In a development that could help resolve an 8-year-old diplomatic and humanitarian standoff, the Mujahedin-e Khalq (MEK), an Iranian opposition group that has several thousand adherents at a military camp in Iraq, has agreed to allow residents to apply for refugee status and be interviewed individually by U.N. officials.
Vincent Cochetel, Washington representative for the U.N. High Commissioner for Refugees (UNHCR), told IPS Wednesday that an agreement was reached about 10 days ago through the MEK’s legal counsel in London.
“They have agreed to individual screening,” he said. “We have offered an alternative location near Ashraf,” the camp north of Baghdad where the MEK members reside.
The decision by the MEK could help resolve a crisis that has weighed heavily on the United States as it prepares to withdraw most of its remaining troops from Iraq. Iraqi officials are considering allowing a few thousand U.S. troops to stay in the country but only to provide training and other military assistance.
Mark Toner, deputy State Department spokesman, told IPS, “We fully support the international community’s efforts to resolve the situation at Ashraf.”
There are about 3,300 Iranians left in the camp.
In the past, the MEK leadership has refused to allow most residents of Camp Ashraf to apply for refugee status or to speak with UNHCR representatives without MEK officials present.
Former members of the group, who contend that the MEK is a cult that fosters blind obedience to its leaders, say that many Ashraf inhabitants have been held against their will and would eagerly leave the camp if they could. There have been fears that the leaders would order members to commit suicide en masse rather than let them go.
The agreement with UNHCR is a necessary first step to close the camp — something the Iraqi government has long sought — but does not resolve the problem of where the residents find refuge.
“The challenge for us is to find countries to receive them,” Cochetel said. “The likelihood that they can remain in Iraq is very limited.”
The current Iraqi government, dominated by Shi’ites and Kurds, has tolerated the MEK camp only under U.S. and international pressure.

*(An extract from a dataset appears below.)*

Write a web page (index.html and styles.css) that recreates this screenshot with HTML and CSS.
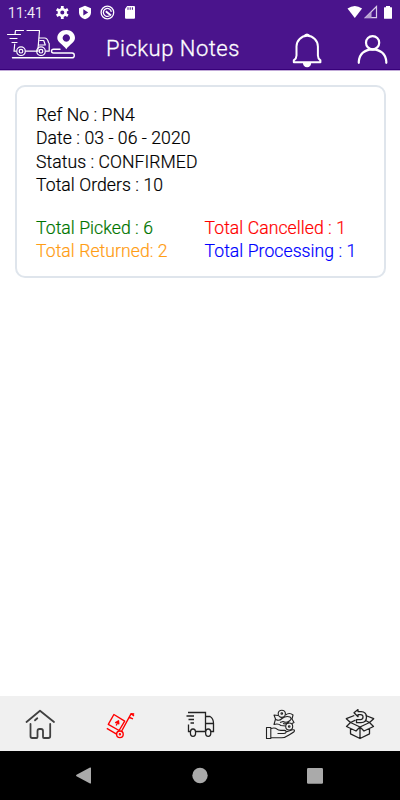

The Iraqi leadership blames the MEK for allying with Saddam Hussein and participating in brutal crackdowns against Iraqi Kurds and Shi’ites following the 1991 Gulf War.

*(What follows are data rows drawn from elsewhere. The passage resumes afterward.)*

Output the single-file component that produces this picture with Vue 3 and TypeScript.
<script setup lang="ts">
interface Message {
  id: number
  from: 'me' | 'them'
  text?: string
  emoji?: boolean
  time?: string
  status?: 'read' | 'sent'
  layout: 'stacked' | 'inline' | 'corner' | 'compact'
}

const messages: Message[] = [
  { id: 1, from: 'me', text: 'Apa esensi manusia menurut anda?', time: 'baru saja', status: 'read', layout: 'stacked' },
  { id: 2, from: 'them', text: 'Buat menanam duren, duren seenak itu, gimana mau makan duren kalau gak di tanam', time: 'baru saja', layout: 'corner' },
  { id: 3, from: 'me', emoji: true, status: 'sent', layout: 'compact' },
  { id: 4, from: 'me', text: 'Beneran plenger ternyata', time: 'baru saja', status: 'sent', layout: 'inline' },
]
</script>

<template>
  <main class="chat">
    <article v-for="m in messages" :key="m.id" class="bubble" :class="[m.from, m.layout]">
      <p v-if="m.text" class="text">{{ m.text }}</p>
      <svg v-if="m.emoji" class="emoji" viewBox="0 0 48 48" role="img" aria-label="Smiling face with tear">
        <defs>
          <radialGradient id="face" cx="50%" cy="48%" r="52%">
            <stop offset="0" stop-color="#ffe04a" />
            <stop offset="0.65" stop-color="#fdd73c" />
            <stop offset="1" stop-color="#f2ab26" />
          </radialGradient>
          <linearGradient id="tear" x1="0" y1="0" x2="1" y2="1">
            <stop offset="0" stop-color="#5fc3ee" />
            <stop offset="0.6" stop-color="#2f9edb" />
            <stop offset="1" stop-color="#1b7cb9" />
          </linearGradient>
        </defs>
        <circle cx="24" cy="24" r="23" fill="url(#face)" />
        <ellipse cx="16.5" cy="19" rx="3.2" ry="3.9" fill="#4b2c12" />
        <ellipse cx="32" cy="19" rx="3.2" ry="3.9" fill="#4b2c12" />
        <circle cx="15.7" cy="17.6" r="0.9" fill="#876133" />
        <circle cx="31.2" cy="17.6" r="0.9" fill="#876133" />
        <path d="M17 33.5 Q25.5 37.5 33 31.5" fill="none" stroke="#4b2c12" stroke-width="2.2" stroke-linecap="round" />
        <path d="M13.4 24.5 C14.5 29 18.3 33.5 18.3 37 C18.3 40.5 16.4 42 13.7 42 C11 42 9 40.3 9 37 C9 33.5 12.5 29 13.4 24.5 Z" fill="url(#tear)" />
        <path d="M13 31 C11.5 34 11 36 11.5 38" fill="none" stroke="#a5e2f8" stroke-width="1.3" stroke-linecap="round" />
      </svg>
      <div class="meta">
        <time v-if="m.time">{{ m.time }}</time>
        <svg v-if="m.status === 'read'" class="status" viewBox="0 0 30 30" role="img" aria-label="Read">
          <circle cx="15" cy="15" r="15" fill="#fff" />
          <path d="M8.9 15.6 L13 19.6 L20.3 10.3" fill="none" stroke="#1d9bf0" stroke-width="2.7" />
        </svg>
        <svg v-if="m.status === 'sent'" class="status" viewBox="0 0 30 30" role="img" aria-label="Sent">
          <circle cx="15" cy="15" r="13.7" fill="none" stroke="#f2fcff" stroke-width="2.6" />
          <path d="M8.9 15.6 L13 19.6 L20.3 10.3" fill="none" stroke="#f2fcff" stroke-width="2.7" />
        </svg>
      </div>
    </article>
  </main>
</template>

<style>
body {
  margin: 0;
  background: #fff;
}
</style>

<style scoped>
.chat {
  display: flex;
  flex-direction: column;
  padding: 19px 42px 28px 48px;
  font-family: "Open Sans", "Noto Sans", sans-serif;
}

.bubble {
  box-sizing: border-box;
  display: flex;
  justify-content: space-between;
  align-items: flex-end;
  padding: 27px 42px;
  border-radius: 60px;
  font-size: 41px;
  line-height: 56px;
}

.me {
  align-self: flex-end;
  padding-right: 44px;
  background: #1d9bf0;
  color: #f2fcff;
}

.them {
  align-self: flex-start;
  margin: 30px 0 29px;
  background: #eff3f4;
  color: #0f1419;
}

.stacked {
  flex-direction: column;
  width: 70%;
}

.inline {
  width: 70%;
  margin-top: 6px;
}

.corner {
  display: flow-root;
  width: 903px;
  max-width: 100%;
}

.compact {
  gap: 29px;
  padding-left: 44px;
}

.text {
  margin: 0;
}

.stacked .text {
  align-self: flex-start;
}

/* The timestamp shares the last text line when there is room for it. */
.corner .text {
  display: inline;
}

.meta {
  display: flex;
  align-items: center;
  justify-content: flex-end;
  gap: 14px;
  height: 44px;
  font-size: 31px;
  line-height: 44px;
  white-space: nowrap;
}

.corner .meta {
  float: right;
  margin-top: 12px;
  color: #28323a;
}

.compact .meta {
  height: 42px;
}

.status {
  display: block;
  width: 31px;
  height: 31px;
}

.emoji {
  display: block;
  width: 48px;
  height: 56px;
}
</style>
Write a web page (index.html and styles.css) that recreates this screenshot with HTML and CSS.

The George W. Bush administration initially promised to declare residents of Ashraf enemy combatants following the 2003 U.S. invasion of Iraq that toppled Saddam’s regime. Instead, however, U.S. forces put the camp under their protection. Since 2008, when Iraq regained sovereignty over the camp, Iraqi troops have entered Ashraf several times in a futile effort to convince residents to leave. A few dozen people have been killed in skirmishes between the Iraqis and the Iranians.

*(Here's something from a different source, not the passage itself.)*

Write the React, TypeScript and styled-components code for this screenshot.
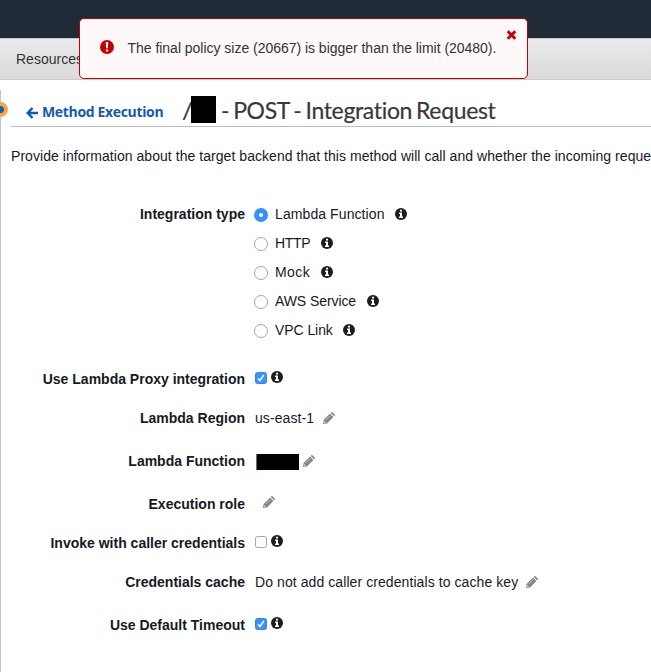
import React from "react";
import styled, { createGlobalStyle } from "styled-components";

const GlobalStyle = createGlobalStyle`
  * { box-sizing: border-box; }
  body {
    margin: 0;
    background: #fff;
    color: #16191f;
    font: 14px/20px "Liberation Sans", Arial, sans-serif;
    overflow: hidden;
  }
`;

const Page = styled.div`
  width: 651px;
  height: 672px;
  overflow: hidden;
  position: relative;
`;

const TopBar = styled.header`
  height: 38px;
  background: #202a36;
`;

const NavBar = styled.nav`
  height: 42px;
  padding: 11px 0 0 16px;
  border-top: 1px solid #c9c9c9;
  border-bottom: 1px solid #cbcbcb;
  background: linear-gradient(#eaeaea, #dadada);
  color: #333;
`;

const NavItem = styled.span`
  display: block;
  line-height: 18px;
`;

const Alert = styled.div`
  position: absolute;
  left: 79px;
  top: 18px;
  width: 449px;
  height: 61px;
  display: flex;
  align-items: flex-start;
  padding: 19px 0 0 20px;
  border: 1px solid #c40000;
  border-radius: 5px;
  background: #fef8f8;
  color: #333;
  > svg { margin-top: 2px; }
`;

const AlertText = styled.span`
  margin-left: 13.5px;
  letter-spacing: -0.025px;
  white-space: nowrap;
`;

const CloseButton = styled.button`
  position: absolute;
  top: 11px;
  right: 10px;
  width: 11px;
  height: 10px;
  padding: 0;
  border: 0;
  background: none;
  display: flex;
`;

const Main = styled.main`
  margin-top: 10px;
  height: 582px;
  border-left: 1px solid #c6c6c6;
  padding-left: 10px;
`;

const ResourceDot = styled.span`
  position: absolute;
  left: -7px;
  top: 102px;
  width: 15px;
  height: 15px;
  border: 4px solid #fba63c;
  border-radius: 50%;
  background: #1463b6;
`;

const TitleRow = styled.div`
  display: flex;
  height: 37px;
  border-bottom: 1px solid #bdbdbd;
  padding-left: 15px;
  white-space: nowrap;
`;

const BackLink = styled.a`
  display: flex;
  width: 156px;
  padding-top: 12px;
  color: #1259b5;
  font: bold 14px/20px "Open Sans", sans-serif;
  letter-spacing: -0.34px;
  svg { margin: 5px 4px 0 0; }
`;

const Title = styled.h1`
  display: flex;
  margin: 0;
  color: #383838;
  font: 400 23px/40px Lato, sans-serif;
  font-variant-ligatures: none;
  letter-spacing: -0.34px;
  word-spacing: -1.6px;
  -webkit-text-stroke: 0.2px #383838;
`;

const Redaction = styled.span<{ $w: number; $h: number }>`
  display: block;
  width: ${(p) => p.$w}px;
  height: ${(p) => p.$h}px;
  background: #000;
`;

const TitleRedaction = styled(Redaction)`
  margin: 6px 5px 0 0;
`;

const Slash = styled.span`
  width: 9px;
  font-size: 24px;
`;

const Description = styled.p`
  margin: 19px 0 0;
  height: 20px;
  letter-spacing: 0.05px;
  white-space: nowrap;
`;

const Form = styled.form`
  margin: 38px 0 0;
`;

const Row = styled.div<{ $gap?: number }>`
  display: grid;
  grid-template-columns: 234px 1fr;
  column-gap: 10px;
  margin-top: ${(p) => p.$gap ?? 0}px;
  min-height: 20px;
`;

const Label = styled.span`
  text-align: right;
  font-weight: bold;
  white-space: nowrap;
`;

const Value = styled.div`
  display: flex;
  align-items: flex-start;
  letter-spacing: 0.08px;
  white-space: nowrap;
`;

const Options = styled.div`
  display: grid;
  grid-auto-rows: 29px;
`;

const Option = styled.label<{ $tracking: number }>`
  display: flex;
  align-items: flex-start;
  letter-spacing: ${(p) => p.$tracking}px;
  svg { margin: 4px 0 0 10.5px; }
`;

const Radio = styled.span<{ $on?: boolean }>`
  width: 14px;
  height: 14px;
  margin: 4px 7px 0 -1px;
  border: ${(p) => (p.$on ? "5px solid #3490fb" : "1px solid #a5a5a5")};
  border-radius: 50%;
  background: #fff;
`;

const CheckBox = styled.span<{ $on?: boolean }>`
  display: flex;
  width: 12px;
  height: 12px;
  margin: 3px 4px 0 0;
  border: 1px solid ${(p) => (p.$on ? "#2f86f3" : "#a5a5a5")};
  border-radius: 2.5px;
  background: ${(p) => (p.$on ? "#3891fc" : "#fff")};
`;

const Icon = styled.svg`
  display: block;
  flex: none;
`;

const CheckInfo = styled.span`
  padding-top: 2px;
`;

const Edit = styled.span<{ $left: number; $top?: number }>`
  margin: ${(p) => p.$top ?? 4}px 0 0 ${(p) => p.$left}px;
`;

const FunctionRedaction = styled(Redaction)`
  margin: 3px 0 0 1px;
  border-left: 1px solid #8a5a5e;
`;

const Info = () => (
  <Icon width="12" height="12" viewBox="0 0 12 12">
    <circle cx="6" cy="6" r="6" fill="#1d1d1d" />
    <path d="M5 1.800h2v1.600H5zM4.100 4.600H7v3.900h1V10H4V8.500h1V6h-.9z" fill="#fff" />
  </Icon>
);

const Pencil = () => (
  <Icon width="12" height="12" viewBox="0 0 12 12">
    <path d="M0 12 .6 8 7 1.600 10.400 5 4 11.400zM7.700.9l.6-.6q.6-.6 1.200 0l2.200 2.200q.6.600 0 1.200l-.6.600z" fill="#868686" />
    <path d="m3 7.800 4.300-4.300" stroke="#d0d0d0" strokeWidth=".8" />
    <path d="m1.300 9.300 1.400 1.400-1 .3-.7-.7z" fill="#fff" />
  </Icon>
);

const Check = ({ on }: { on?: boolean }) => (
  <CheckBox $on={on}>
    {on && (
      <svg width="10" height="10" viewBox="0 0 10 10">
        <path d="m2 5.300 2 2.200L7.800 2" fill="none" stroke="#fff" strokeWidth="1.500" />
      </svg>
    )}
  </CheckBox>
);

const CheckValue = ({ on }: { on?: boolean }) => (
  <Value>
    <Check on={on} />
    <CheckInfo><Info /></CheckInfo>
  </Value>
);

const types = [
  { name: "Lambda Function", tracking: 0.09 },
  { name: "HTTP", tracking: -0.35 },
  { name: "Mock", tracking: 0.4 },
  { name: "AWS Service", tracking: -0.08 },
  { name: "VPC Link", tracking: -0.07 },
];

export default function App() {
  return (
    <Page>
      <GlobalStyle />
      <TopBar />
      <NavBar><NavItem>Resources</NavItem></NavBar>
      <Main>
        <TitleRow>
          <BackLink>
            <svg width="12" height="12" viewBox="0 0 12 12">
              <path d="M6.500 1 1.700 6l4.800 5M2 6h10" fill="none" stroke="#1259b5" strokeWidth="2.500" />
            </svg>
            Method Execution
          </BackLink>
          <Title>
            <Slash>/</Slash>
            <TitleRedaction $w={25} $h={27} />
            - POST - Integration Request
          </Title>
        </TitleRow>
        <Description>
          Provide information about the target backend that this method will call and whether the incoming reque
        </Description>
        <Form>
          <Row>
            <Label>Integration type</Label>
            <Options>
              {types.map(({ name, tracking }, i) => (
                <Option key={name} $tracking={tracking}>
                  <Radio $on={i === 0} />
                  {name}
                  <Info />
                </Option>
              ))}
            </Options>
          </Row>
          <Row $gap={20}><Label>Use Lambda Proxy integration</Label><CheckValue on /></Row>
          <Row $gap={19}>
            <Label>Lambda Region</Label>
            <Value>us-east-1<Edit $left={8.5}><Pencil /></Edit></Value>
          </Row>
          <Row $gap={23}>
            <Label>Lambda Function</Label>
            <Value><FunctionRedaction $w={43} $h={16} /><Edit $left={4}><Pencil /></Edit></Value>
          </Row>
          <Row $gap={23}>
            <Label>Execution role</Label>
            <Value><Edit $left={8} $top={2}><Pencil /></Edit></Value>
          </Row>
          <Row $gap={19}><Label>Invoke with caller credentials</Label><CheckValue /></Row>
          <Row $gap={19}>
            <Label>Credentials cache</Label>
            <Value>Do not add caller credentials to cache key<Edit $left={7.5}><Pencil /></Edit></Value>
          </Row>
          <Row $gap={23}><Label>Use Default Timeout</Label><CheckValue on /></Row>
        </Form>
      </Main>
      <ResourceDot />
      <Alert>
        <svg width="14" height="14" viewBox="0 0 14 14">
          <circle cx="7" cy="7" r="7" fill="#c80000" />
          <path d="M5.800 2h2.400L7.900 8.300H6.100zM5.900 9.500h2.200v2H5.900z" fill="#fff" />
        </svg>
        <AlertText>The final policy size (20667) is bigger than the limit (20480).</AlertText>
        <CloseButton aria-label="Close">
          <svg width="11" height="10" viewBox="0 0 11 10">
            <path d="m1.700 1.200 7.600 7.600m0-7.600L1.700 8.800" stroke="#c80000" strokeWidth="3" />
          </svg>
        </CloseButton>
      </Alert>
    </Page>
  );
}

Trita Parsi, head of the National Iranian American Council, told IPS the agreement with UNHCR “could potentially be a breakthrough,” but that it remained unclear whether the MEK leadership would allow everyone in the camp to be interviewed.
“Hopefully, if given enough protection, camp residents will be able to be truthful about conditions in Ashraf and where they want to go,” Parsi said.
Several hundred camp residents have managed to return to Iran since 2003 through the auspices of the International Red Cross. Many of those who remain would fear to go to Iran now in light of the widespread crackdown on Iranian opposition groups that followed disputed 2009 presidential elections.
Originally a Marxist-Islamist group that helped overthrow the shah of Iran, the MEK lost a power struggle with more Islamic-oriented factions following the 1979 revolution. The group has very little support within Iran because of its siding with Iraq in the 1980-88 Iran-Iraq war. During the following decade, while Saddam remained in power, the MEK carried out assassinations of prominent officials and other attacks within Iran.
The U.S. State Department put the MEK on its list of foreign terrorist organizations in 1997 because of the group’s bloody record, which includes the assassination of six U.S. citizens in Iran during the 1970s.
MEK leaders insist that they have renounced terrorism and now advocate a democratic government for Iran. But their literature continues to treat their leader, Maryam Rajavi, who lives outside Paris, as the object of a personality cult. The whereabouts of Mrs. Rajavi’s husband, Massoud, who led the group into exile, are unknown.
In recent months, wealthy supporters of the MEK have waged an aggressive lobbying campaign to be removed from the U.S. terrorist list, paying tens of thousands of dollars apiece to prominent former U.S. officials to speak on the group’s behalf.
One argument advanced by MEK adherents has been that removal from the list would allow Ashraf residents to come to the United States. However, a State Department official told IPS last month that U.S. law forbids immigration to anyone with ties to a foreign terrorist organization. He said this includes “those who provided material support to, or received military-type training from the group, as many MEK members have.”
Asked if UNHCR was looking to Europe — where many Ashraf residents have relatives — to give refuge to camp residents, Cochetel said, “I can’t say at this point that their response has been overwhelming.”